Rotary hammers can be used for "doweling" (repetitive drilling of large rebar anchor holes), and drilling through-holes in concrete and masonry walls. The hammering action helps break up the masonry so that it can be removed by the drill bit's flutes. Apart from their main function of drilling concrete, the rotary action can be switched off and just the percussive force used. Chisel and point accessories are used for small chipping jobs.

===Special chuck===

Worn masonry drill bit having a Slotted Drive Shaft (SDS)

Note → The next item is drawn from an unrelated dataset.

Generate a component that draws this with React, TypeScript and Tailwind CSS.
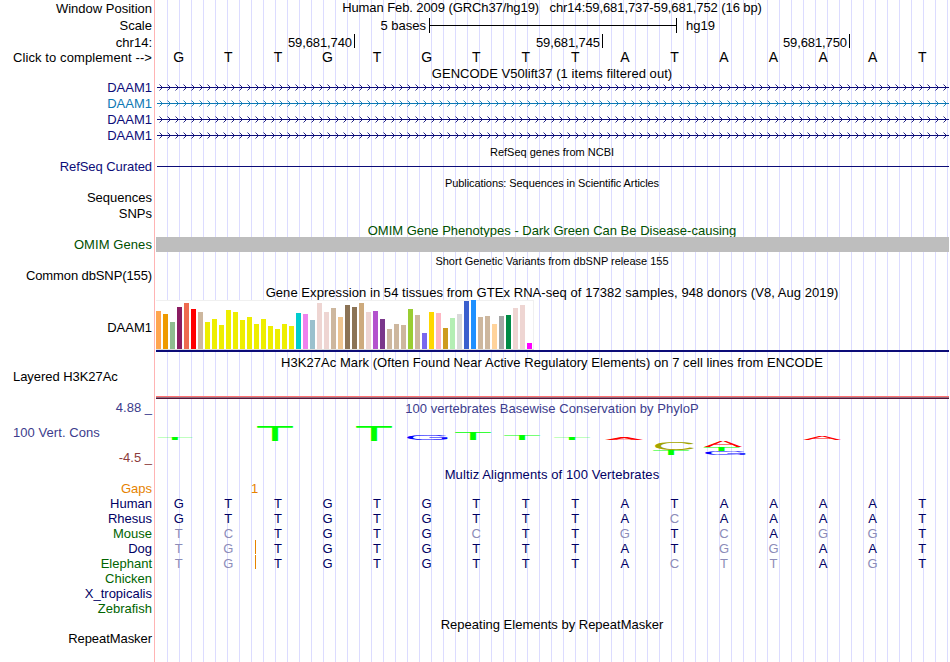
import type { ReactNode } from "react";
import clsx from "clsx";

const SEQUENCE = "GTTGTGTTTATAAAAT";

const GENES = [
  { label: "text-[#0c0c78]", line: "text-[#0c0c78]" },
  { label: "text-[#0c78b4]", line: "text-[#0c78b4]" },
  { label: "text-[#0c0c78]", line: "text-[#0c0c78]" },
  { label: "text-[#0c0c78]", line: "text-[#0c0c78]" },
];

// [height, colour] for each GTEx tissue
const TISSUES: [number, string][] = [
  [38, "#ffa54f"], [35, "#ee9a00"], [27, "#8fbc8f"], [42, "#8b1c62"], [46, "#ee6a50"], [40, "#ff0000"],
  [37, "#cdb79e"], [27, "#eeee00"], [30, "#eeee00"], [24, "#eeee00"], [39, "#eeee00"], [37, "#eeee00"],
  [29, "#eeee00"], [32, "#eeee00"], [25, "#eeee00"], [30, "#eeee00"], [23, "#eeee00"], [20, "#eeee00"],
  [25, "#eeee00"], [23, "#eeee00"], [36, "#00cdcd"], [35, "#ee82ee"], [29, "#9ac0cd"], [46, "#eed5d2"],
  [37, "#eed5d2"], [41, "#cdb79e"], [32, "#eec591"], [44, "#8b7355"], [42, "#8b7355"], [46, "#cdaa7d"],
  [37, "#eed5d2"], [38, "#b452cd"], [30, "#7a378b"], [20, "#cdb79e"], [25, "#cdb79e"], [24, "#cdb79e"],
  [40, "#9acd32"], [34, "#cdb79e"], [16, "#7a67ee"], [37, "#ffd700"], [36, "#ffb6c1"], [21, "#cd9b1d"],
  [31, "#b4eeb4"], [35, "#d9d9d9"], [48, "#3a5fcd"], [49, "#1e90ff"], [32, "#cdb79e"], [33, "#cdb79e"],
  [25, "#ffd39b"], [33, "#a6a6a6"], [34, "#008b45"], [41, "#eed5d2"], [44, "#eed5d2"], [6, "#ff00ff"],
];

const SPECIES = [
  { name: "Human", bases: SEQUENCE, green: false },
  { name: "Rhesus", bases: "GTTGTGTTTACAAAAT", green: false },
  { name: "Mouse", bases: "TCTGTGCTTGTCAGGT", green: true },
  { name: "Dog", bases: "TGTGTGTTTATGGAAT", green: false, insert: true },
  { name: "Elephant", bases: "TGTGTGTTTACTTAGT", green: true, insert: true },
  { name: "Chicken", bases: "", green: true },
  { name: "X_tropicalis", bases: "", green: false },
  { name: "Zebrafish", bases: "", green: true },
];

// ink box of each letter at font size 100: left, width, bottom, height
const INK: Record<string, [number, number, number, number]> = {
  A: [0.2, 66.3, 0, 68.8],
  C: [5, 63.3, -1, 70.8],
  G: [5, 66.6, -1, 70.8],
  T: [2, 57, 0, 68.8],
};

const LOGO = [
  { c: "T", x: 2.5, y: 21.2, w: 35, h: 1.8, fill: "#00ff00" },
  { c: "T", x: 102, y: 9, w: 36, h: 15, fill: "#00ff00" },
  { c: "T", x: 201, y: 9, w: 36, h: 15, fill: "#00ff00" },
  { c: "G", x: 252, y: 18, w: 41, h: 4.6, fill: "#0000ff" },
  { c: "T", x: 300, y: 16, w: 36, h: 7, fill: "#00ff00" },
  { c: "T", x: 349, y: 18, w: 36, h: 5, fill: "#00ff00" },
  { c: "T", x: 399, y: 21, w: 36, h: 2, fill: "#00ff00" },
  { c: "A", x: 450, y: 20.8, w: 38, h: 2, fill: "#ff0000" },
  { c: "C", x: 500, y: 25, w: 39, h: 8, fill: "#a5a500" },
  { c: "T", x: 498, y: 33, w: 36, h: 5, fill: "#00ff00" },
  { c: "A", x: 549, y: 24, w: 38, h: 6, fill: "#ff0000" },
  { c: "T", x: 548.5, y: 30, w: 36, h: 4, fill: "#00ff00" },
  { c: "G", x: 550, y: 34, w: 41, h: 4, fill: "#0000ff" },
  { c: "A", x: 648, y: 19, w: 38, h: 4, fill: "#ff0000" },
];

function Row({ label, labelClass, className, children }: {
  label?: string;
  labelClass?: string;
  className: string;
  children?: ReactNode;
}) {
  return (
    <div className={clsx("flex", className)}>
      <div className={clsx("flex w-[155px] shrink-0 items-center justify-end pr-[3px]", labelClass)}>{label}</div>
      <div className="min-w-0 flex-1">{children}</div>
    </div>
  );
}

function Title({ children, className = "h-[15px]", small }: { children: ReactNode; className?: string; small?: boolean }) {
  return (
    <Row className={className}>
      <div className={clsx("flex h-full items-center justify-center", small && "text-[11px]")}>{children}</div>
    </Row>
  );
}

function Bases({ bases, compare }: { bases: string; compare?: boolean }) {
  return (
    <div className="-ml-px grid h-full w-[793px] grid-cols-16 items-center text-center">
      {bases.split("").map((base, i) => (
        <span key={i} className={clsx(compare && (base === SEQUENCE[i] ? "text-[#000064]" : "text-[#8c8cb8]"))}>
          {base}
        </span>
      ))}
    </div>
  );
}

function Strand({ id, className }: { id: string; className: string }) {
  return (
    <svg width="792" height="16" className={clsx("ml-[2px] block", className)}>
      <defs>
        <pattern id={id} width="8" height="16" patternUnits="userSpaceOnUse">
          <path d="M2.5 4.5L5.5 7.5L2.5 10.5" fill="none" stroke="currentColor" strokeWidth="0.9" />
        </pattern>
      </defs>
      <rect width="792" height="16" fill={`url(#${id})`} />
      <rect y="7" width="792" height="1" fill="currentColor" />
    </svg>
  );
}

function Logo() {
  return (
    <svg width="794" height="49" className="block font-['Liberation_Sans',Arial,sans-serif]">
      {LOGO.map(({ c, x, y, w, h, fill }, i) => {
        const [left, width, bottom, height] = INK[c];
        const sx = w / width;
        const sy = h / height;
        return (
          <text
            key={i}
            fontSize="100"
            fill={fill}
            transform={`translate(${x - left * sx} ${y + h + bottom * sy}) scale(${sx} ${sy})`}
          >
            {c}
          </text>
        );
      })}
    </svg>
  );
}

function Position({ children, className }: { children: string; className: string }) {
  return (
    <div className={clsx("flex shrink-0 justify-end border-r border-black pr-[2px] leading-[17px] tracking-[-0.1px]", className)}>
      {children}
    </div>
  );
}

export default function App() {
  return (
    <div className="h-[662px] w-[950px] overflow-hidden bg-white pr-px font-['Liberation_Sans',Arial,sans-serif] text-[13px] leading-[15px] whitespace-pre text-black">
      <div className="h-full bg-[linear-gradient(90deg,#ffb4b4_1px,transparent_1px),repeating-linear-gradient(90deg,#dcdcff_0px,#dcdcff_1px,transparent_1px,transparent_12px)] bg-[position:154px_0,167px_0] bg-no-repeat">
        <Row label="Window Position" className="h-4">
          <div className="text-center tracking-[-0.09px]">Human Feb. 2009 (GRCh37/hg19)   chr14:59,681,737-59,681,752 (16 bp)</div>
        </Row>
        <Row label="Scale" className="h-[18px]">
          <div className="flex h-full items-center">
            <span className="w-[274px] pr-[3px] text-right">5 bases</span>
            <div className="flex h-[15px] w-[248px] items-center border-x border-black">
              <div className="h-px w-full bg-black" />
            </div>
            <span className="pl-[9px]">hg19</span>
          </div>
        </Row>
        <Row label="chr14:" className="h-4">
          <div className="flex h-[14px]">
            <Position className="w-[200px]">59,681,740</Position>
            <Position className="w-[248px]">59,681,745</Position>
            <Position className="w-[247px]">59,681,750</Position>
          </div>
        </Row>
        <Row label="Click to complement -->" labelClass="pb-px tracking-[0.09px]" className="h-4">
          <div className="h-[11px] text-[14px]">
            <Bases bases={SEQUENCE} />
          </div>
        </Row>

        {/* Genes */}
        <Title className="h-[14px] tracking-[0.05px]">GENCODE V50lift37 (1 items filtered out)</Title>
        {GENES.map((gene, i) => (
          <Row key={i} label="DAAM1" labelClass={clsx("pb-px", gene.label)} className="h-4">
            <Strand id={`strand-${i}`} className={gene.line} />
          </Row>
        ))}
        <Title className="h-4" small>RefSeq genes from NCBI</Title>
        <Row label="RefSeq Curated" labelClass="pb-px tracking-[-0.07px] text-[#0c0c78]" className="h-[14px]">
          <div className="mt-[6px] ml-[2px] h-px bg-[#0c0c78]" />
        </Row>

        {/* Literature and phenotypes */}
        <Title className="mt-px h-4 tracking-[-0.08px]" small>Publications: Sequences in Scientific Articles</Title>
        <Row label="Sequences" labelClass="pb-[2px]" className="h-[15px]" />
        <Row label="SNPs" labelClass="pb-px" className="h-4" />
        <Title className="h-[15px] pt-px text-[#005000]">OMIM Gene Phenotypes - Dark Green Can Be Disease-causing</Title>
        <Row label="OMIM Genes" labelClass="tracking-[0.08px] text-[#005000]" className="h-[15px]">
          <div className="ml-px h-full bg-[#bebebe]" />
        </Row>
        <Title className="h-[18px]" small>Short Genetic Variants from dbSNP release 155</Title>
        <Row label="Common dbSNP(155)" labelClass="pb-[3px] tracking-[-0.11px]" className="h-[14px]" />

        {/* Expression */}
        <Title className="h-4 tracking-[0.06px]">Gene Expression in 54 tissues from GTEx RNA-seq of 17382 samples, 948 donors (V8, Aug 2019)</Title>
        <Row label="DAAM1" className="h-[54px]">
          <div className="ml-px flex h-[50px] w-[378px] items-end gap-[2px] border-b border-[#dcdcdc] bg-white shadow-[inset_-1px_1px_#f0f0f0]">
            {TISSUES.map(([height, color], i) => (
              <div key={i} className="w-[5px] shrink-0" style={{ height, backgroundColor: color }} />
            ))}
          </div>
          <div className="ml-px h-[2px] bg-[#0c0c78]" />
        </Row>

        {/* Regulation */}
        <Title className="h-[17px] tracking-[0.05px]">H3K27Ac Mark (Often Found Near Active Regulatory Elements) on 7 cell lines from ENCODE</Title>
        <div className="flex h-[28px]">
          <div className="w-[156px] pl-[13px] leading-[11px] tracking-[-0.05px]">Layered H3K27Ac</div>
          <div className="flex flex-1 flex-col justify-end">
            <div className="h-px bg-[#ff7070]" />
            <div className="h-px bg-[#907080]" />
            <div className="h-px bg-[#581438]" />
          </div>
        </div>

        {/* Conservation */}
        <div className="flex h-[67px]">
          <div className="flex w-[155px] shrink-0 flex-col justify-between pt-px pr-[3px] text-right text-[#3c3c8c]">
            <div className="h-[16px]">4.88 _</div>
            <div className="h-[16px] pl-[13px] text-left tracking-[0.06px]">100 Vert. Cons</div>
            <div className="h-[16px] text-[#8c3c3c]">-4.5 _</div>
          </div>
          <div className="flex-1">
            <div className="h-[18px] pt-[2px] text-center tracking-[0.03px] text-[#3c3c8c]">100 vertebrates Basewise Conservation by PhyloP</div>
            <Logo />
          </div>
        </div>
        <Title className="h-4 tracking-[0.1px] text-[#000064]">Multiz Alignments of 100 Vertebrates</Title>
        <Row label="Gaps" labelClass="pb-px text-[#e68200]" className="h-[14px]">
          <div className="pl-[96px] leading-[14px] text-[#e68200]">1</div>
        </Row>
        {SPECIES.map((s) => (
          <Row key={s.name} label={s.name} labelClass={s.green ? "text-[#006400]" : "text-[#000064]"} className="h-[15px]">
            <div className="relative h-full">
              <Bases bases={s.bases} compare />
              {s.insert && <div className="absolute top-[-1px] left-[100px] h-[14px] w-px bg-[#e68200]" />}
            </div>
          </Row>
        ))}
        <Title className="h-4">Repeating Elements by RepeatMasker</Title>
        <Row label="RepeatMasker" labelClass="pb-px tracking-[-0.06px]" className="h-[14px]" />
      </div>
    </div>
  );
}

Rotary hammers have such force that the usual masonry drill bits are not adequate. Their smooth shanks would be pounded loose from the tool's chuck in a few seconds. Rotary hammers require special bits with an SDS shank (which can stand for Slotted Drive Shaft or Special Direct System), which locks into the rotary hammer without the need for a chuck. The hammer strikes the bit directly, instead of the chuck holding the bit.

===Jams===
Jams are most often caused by hitting reinforcing steel or by a worn bit. In both cases the drill must be disengaged from the bit and the jammed bit backed out of the hole with vise grips or monkey wrench. Some bits use a full carbide "four-cutter" head with a geometry that makes jamming less common - even when rebar is present. These full-carbide "four-cutter" bits can even, in some instances, drill through rebar, although this should be done with caution. A worn drill bit will still drill a horizontal hole, although of a slightly smaller diameter than one created when it was new. When a drill like this is used to drill holes down into a concrete slab, the flutes are so worn that they can no longer lift the dust out of the hole; the concrete dust packs up in the hole and jams the bit.

==History==
Hilti had the first "electro-pneumatic" rotary hammer on the market in 1967, the Hilti TE 17

== Types ==
The perforating devices differ, basically, depending on the intended use, which leads to the appropriate size, weight and impact force when applied:
- Relatively light electric punches (less than 10 kg) are prevalent in the construction field and the DIY market.
- Pneumatic perforators are used in mining industry and highway construction.
- Hydraulic hammers demonstrate the highest performance and weight (150 kg or more).
Operation of perforating equipment is associated with much noise. Only in the last 20 years it became possible to decrease the noise level to about 100 dB(A); earlier levels over 125 dB(A) were common.